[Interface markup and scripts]

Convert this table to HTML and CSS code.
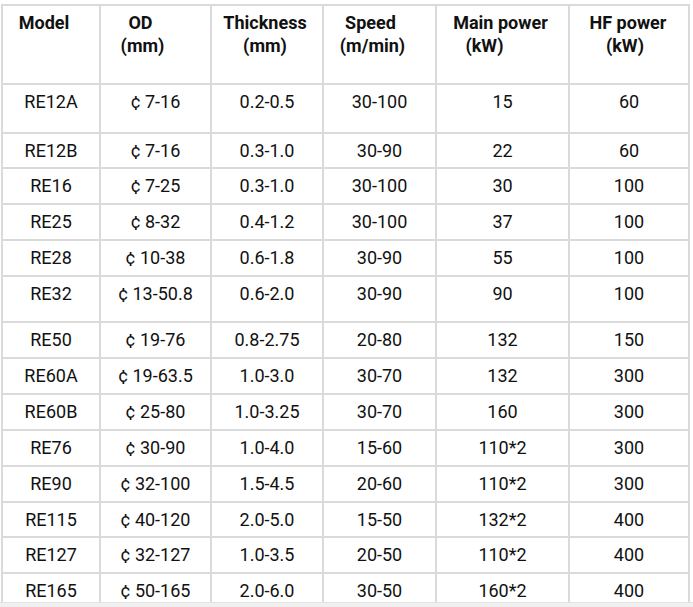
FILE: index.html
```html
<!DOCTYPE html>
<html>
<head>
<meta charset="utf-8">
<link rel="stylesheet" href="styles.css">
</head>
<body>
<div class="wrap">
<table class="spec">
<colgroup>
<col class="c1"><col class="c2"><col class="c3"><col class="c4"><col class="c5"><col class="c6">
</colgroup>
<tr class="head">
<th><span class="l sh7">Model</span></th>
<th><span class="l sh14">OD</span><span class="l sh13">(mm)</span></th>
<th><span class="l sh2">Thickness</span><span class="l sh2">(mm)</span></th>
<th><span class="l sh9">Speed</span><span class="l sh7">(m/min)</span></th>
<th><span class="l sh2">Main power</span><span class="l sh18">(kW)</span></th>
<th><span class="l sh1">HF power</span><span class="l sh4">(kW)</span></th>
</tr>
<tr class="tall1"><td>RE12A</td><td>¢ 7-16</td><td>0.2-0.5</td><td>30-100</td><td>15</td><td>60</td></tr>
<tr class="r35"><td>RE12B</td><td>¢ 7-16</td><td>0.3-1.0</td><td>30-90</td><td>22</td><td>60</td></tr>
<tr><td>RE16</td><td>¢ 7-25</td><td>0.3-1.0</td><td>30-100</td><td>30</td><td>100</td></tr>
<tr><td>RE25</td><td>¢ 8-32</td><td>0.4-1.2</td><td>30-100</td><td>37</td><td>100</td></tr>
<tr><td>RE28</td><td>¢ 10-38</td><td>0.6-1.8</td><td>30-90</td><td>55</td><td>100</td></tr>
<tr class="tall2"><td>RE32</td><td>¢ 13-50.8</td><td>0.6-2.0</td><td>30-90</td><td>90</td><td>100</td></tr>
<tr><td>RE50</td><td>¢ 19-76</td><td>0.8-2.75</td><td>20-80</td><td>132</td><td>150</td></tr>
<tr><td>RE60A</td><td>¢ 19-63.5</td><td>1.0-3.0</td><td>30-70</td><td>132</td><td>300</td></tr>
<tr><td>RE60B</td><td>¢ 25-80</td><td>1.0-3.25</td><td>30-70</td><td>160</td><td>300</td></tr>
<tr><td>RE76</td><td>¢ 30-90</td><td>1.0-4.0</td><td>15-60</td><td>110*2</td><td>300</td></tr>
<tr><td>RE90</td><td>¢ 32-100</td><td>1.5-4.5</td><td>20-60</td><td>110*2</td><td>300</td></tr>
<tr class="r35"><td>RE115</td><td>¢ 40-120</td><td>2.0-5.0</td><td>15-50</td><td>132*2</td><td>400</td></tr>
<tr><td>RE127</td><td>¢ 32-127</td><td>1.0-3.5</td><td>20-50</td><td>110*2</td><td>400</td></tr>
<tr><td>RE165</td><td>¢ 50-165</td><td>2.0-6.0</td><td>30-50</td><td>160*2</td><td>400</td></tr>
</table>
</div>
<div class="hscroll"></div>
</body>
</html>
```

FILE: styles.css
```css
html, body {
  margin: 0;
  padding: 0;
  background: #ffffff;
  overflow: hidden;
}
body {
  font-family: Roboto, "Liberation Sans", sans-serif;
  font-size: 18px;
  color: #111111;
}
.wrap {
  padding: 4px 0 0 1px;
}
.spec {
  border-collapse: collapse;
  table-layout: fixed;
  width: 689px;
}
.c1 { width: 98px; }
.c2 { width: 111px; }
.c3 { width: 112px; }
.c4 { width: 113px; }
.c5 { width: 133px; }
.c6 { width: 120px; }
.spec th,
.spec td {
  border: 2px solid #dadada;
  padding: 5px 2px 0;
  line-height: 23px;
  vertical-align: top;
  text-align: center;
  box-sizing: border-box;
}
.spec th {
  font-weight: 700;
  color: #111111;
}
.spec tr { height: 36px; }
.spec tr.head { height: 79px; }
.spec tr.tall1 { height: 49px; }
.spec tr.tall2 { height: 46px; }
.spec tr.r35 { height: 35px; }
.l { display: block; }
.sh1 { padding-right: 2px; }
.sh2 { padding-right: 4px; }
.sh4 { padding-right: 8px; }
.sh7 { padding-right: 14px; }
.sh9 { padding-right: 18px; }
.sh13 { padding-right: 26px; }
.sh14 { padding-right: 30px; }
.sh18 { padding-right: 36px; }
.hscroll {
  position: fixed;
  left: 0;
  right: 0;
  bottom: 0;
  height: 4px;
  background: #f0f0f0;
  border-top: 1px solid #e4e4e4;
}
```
...
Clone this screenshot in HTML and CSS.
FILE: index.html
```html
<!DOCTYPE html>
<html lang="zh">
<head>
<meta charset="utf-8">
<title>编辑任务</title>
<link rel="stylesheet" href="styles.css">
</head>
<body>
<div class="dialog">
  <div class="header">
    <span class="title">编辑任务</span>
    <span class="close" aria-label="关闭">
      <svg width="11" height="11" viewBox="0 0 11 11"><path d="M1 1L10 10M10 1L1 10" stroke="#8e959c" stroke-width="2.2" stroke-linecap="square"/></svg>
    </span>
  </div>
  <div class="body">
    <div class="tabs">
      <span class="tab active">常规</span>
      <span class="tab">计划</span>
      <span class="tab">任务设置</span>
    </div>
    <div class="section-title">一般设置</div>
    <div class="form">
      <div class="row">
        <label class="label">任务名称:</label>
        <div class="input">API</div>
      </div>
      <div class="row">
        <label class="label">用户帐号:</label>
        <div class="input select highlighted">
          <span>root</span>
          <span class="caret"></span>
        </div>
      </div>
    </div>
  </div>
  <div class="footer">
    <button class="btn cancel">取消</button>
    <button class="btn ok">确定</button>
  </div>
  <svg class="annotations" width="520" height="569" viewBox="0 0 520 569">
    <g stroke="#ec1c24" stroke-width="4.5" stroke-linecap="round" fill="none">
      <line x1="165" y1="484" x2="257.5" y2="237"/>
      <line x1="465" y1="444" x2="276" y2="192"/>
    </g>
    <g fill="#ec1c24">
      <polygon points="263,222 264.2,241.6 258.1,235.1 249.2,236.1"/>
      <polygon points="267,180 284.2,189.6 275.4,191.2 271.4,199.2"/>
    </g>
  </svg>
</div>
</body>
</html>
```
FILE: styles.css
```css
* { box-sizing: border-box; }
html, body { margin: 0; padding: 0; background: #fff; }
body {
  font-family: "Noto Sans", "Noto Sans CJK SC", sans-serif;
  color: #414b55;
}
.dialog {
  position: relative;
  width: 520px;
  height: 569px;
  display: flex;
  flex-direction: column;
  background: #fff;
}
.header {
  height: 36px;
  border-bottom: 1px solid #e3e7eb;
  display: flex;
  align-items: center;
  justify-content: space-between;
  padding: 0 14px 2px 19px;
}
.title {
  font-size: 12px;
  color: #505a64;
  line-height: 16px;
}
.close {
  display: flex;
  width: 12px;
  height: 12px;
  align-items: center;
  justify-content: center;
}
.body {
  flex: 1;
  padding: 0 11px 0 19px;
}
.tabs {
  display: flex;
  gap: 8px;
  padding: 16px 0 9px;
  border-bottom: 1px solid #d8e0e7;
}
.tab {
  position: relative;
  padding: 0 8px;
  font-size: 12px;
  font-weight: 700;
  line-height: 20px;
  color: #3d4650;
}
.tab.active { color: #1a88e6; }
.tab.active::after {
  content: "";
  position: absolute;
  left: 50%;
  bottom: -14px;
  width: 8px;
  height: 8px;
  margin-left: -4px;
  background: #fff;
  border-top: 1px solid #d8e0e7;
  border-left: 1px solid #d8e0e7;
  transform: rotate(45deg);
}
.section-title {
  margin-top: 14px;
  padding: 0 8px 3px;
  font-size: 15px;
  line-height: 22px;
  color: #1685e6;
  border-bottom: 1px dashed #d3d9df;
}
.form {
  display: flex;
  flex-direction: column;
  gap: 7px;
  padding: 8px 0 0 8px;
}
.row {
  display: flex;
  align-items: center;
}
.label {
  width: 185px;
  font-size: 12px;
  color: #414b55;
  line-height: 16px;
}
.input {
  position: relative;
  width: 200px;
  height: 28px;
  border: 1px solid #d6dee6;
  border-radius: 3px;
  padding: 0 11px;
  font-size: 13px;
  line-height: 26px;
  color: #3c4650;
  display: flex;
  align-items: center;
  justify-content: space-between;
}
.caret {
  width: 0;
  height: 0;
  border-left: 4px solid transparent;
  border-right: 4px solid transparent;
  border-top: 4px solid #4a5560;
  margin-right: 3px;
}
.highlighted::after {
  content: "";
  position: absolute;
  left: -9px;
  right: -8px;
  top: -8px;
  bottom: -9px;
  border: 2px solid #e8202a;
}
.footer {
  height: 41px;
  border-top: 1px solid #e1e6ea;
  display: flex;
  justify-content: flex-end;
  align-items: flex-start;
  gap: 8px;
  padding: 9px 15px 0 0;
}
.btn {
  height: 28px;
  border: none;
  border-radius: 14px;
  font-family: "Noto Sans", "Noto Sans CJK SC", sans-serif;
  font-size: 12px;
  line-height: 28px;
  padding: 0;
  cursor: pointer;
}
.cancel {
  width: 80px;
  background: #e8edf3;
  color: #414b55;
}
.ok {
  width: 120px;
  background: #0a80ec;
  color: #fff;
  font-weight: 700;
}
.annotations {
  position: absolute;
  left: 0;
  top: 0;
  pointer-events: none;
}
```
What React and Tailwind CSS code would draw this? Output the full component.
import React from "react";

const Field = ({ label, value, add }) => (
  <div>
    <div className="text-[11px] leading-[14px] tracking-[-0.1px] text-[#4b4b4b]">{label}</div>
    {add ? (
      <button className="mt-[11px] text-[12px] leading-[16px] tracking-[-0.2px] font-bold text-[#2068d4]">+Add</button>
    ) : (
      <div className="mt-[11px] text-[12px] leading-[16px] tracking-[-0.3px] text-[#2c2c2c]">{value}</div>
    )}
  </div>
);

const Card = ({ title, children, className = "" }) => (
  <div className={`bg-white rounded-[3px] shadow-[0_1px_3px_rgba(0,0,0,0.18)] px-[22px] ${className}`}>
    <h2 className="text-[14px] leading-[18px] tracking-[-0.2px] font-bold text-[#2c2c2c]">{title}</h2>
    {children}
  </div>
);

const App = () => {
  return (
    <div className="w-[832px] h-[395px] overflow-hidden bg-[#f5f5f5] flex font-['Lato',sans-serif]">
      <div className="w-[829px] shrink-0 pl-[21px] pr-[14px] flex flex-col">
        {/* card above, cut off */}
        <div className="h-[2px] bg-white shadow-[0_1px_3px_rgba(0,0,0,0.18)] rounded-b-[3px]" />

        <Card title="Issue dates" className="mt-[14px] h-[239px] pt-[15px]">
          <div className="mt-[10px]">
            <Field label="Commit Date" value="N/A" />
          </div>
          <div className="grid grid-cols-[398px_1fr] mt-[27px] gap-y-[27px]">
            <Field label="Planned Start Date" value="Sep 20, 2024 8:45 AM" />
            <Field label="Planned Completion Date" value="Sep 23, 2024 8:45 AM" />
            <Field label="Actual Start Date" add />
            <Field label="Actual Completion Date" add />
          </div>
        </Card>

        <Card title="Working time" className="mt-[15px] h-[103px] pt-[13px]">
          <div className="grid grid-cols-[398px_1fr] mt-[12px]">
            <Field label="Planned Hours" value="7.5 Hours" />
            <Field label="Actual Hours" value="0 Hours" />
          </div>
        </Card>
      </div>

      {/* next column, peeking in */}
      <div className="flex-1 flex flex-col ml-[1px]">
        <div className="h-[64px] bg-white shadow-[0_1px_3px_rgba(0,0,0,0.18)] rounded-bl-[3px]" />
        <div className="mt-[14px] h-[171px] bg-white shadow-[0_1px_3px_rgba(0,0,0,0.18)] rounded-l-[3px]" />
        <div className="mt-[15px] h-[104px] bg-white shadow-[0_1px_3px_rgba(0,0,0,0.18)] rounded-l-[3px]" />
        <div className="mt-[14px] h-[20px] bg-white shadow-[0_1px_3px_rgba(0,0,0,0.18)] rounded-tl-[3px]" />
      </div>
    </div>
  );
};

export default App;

Given request:
Tally the lines of the listing in which the word "React" occurs, and state the total alone.

Problem solution:
2